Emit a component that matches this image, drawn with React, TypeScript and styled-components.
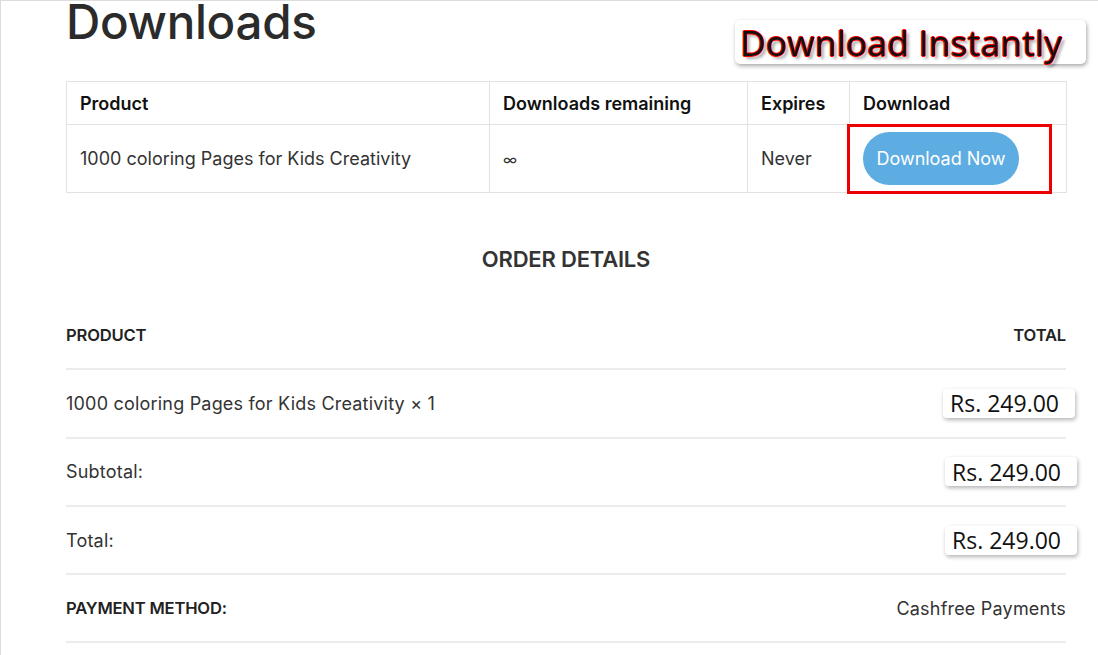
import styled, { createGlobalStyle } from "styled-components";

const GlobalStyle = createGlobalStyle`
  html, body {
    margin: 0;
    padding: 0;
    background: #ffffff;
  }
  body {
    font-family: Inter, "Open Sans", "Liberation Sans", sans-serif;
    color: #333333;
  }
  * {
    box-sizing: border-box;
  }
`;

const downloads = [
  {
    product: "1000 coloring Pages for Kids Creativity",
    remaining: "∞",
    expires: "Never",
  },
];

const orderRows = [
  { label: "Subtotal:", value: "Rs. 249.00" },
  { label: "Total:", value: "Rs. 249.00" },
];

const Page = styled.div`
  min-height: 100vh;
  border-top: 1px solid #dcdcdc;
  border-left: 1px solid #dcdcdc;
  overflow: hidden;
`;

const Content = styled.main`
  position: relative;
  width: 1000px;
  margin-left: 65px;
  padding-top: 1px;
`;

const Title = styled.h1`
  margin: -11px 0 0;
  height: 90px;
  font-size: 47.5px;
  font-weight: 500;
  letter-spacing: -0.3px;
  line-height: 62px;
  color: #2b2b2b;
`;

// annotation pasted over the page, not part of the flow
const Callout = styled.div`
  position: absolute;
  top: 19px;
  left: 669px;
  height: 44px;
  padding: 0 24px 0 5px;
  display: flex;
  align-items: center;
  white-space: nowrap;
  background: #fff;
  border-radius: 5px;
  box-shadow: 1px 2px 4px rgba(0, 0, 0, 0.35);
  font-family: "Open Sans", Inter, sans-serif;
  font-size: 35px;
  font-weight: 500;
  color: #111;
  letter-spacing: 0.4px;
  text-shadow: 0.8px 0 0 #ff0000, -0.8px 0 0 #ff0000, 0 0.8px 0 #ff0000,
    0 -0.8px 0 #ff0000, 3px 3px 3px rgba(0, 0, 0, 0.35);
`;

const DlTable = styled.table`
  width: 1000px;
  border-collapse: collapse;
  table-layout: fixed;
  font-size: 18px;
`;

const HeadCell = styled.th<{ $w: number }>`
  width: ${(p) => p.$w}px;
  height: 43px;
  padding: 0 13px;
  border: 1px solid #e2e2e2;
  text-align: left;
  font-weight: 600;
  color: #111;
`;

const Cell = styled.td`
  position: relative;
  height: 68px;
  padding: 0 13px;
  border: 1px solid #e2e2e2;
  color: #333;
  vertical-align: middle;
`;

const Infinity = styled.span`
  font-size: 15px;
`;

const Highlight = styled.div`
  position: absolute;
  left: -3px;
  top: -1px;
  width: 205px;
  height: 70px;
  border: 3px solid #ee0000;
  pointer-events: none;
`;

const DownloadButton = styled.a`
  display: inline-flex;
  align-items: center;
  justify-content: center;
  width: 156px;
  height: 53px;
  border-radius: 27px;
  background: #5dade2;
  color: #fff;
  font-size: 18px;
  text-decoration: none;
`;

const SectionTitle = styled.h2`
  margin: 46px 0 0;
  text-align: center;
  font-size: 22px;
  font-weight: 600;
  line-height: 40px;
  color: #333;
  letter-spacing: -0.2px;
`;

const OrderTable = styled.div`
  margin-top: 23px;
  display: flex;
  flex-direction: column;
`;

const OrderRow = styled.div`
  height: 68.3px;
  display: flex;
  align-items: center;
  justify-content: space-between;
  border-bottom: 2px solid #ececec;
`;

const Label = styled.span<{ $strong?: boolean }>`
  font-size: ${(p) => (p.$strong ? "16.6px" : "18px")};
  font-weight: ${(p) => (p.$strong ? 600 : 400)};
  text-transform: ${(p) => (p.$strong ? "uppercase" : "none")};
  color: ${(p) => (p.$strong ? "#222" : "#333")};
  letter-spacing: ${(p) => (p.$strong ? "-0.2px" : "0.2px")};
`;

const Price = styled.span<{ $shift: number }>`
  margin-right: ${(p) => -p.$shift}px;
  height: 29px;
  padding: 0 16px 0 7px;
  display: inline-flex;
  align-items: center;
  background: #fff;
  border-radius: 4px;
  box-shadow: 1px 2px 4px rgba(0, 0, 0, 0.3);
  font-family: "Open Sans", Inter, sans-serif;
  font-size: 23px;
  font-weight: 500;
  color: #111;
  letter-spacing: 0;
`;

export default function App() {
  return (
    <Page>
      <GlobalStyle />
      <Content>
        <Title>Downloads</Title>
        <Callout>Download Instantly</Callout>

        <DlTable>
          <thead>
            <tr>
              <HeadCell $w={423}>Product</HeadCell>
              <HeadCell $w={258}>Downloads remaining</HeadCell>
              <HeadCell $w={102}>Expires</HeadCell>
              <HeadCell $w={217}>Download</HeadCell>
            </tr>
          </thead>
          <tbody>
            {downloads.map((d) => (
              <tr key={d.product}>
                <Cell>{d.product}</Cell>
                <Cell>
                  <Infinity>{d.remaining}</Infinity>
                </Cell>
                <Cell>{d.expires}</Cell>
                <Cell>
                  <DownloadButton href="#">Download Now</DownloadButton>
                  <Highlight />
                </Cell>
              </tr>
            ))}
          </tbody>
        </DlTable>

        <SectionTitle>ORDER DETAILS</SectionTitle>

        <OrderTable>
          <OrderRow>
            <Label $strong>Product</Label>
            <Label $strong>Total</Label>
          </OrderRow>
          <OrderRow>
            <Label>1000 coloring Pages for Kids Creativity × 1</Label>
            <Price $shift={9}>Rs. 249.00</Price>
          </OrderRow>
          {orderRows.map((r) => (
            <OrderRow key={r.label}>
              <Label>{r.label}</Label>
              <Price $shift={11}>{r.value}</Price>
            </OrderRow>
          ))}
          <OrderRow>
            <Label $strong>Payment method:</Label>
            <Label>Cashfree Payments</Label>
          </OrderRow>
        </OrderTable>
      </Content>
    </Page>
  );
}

****************************************

* [What is expected]:
Give the number of lines containing the word "components". No other answer is needed.

* [Final result]:
2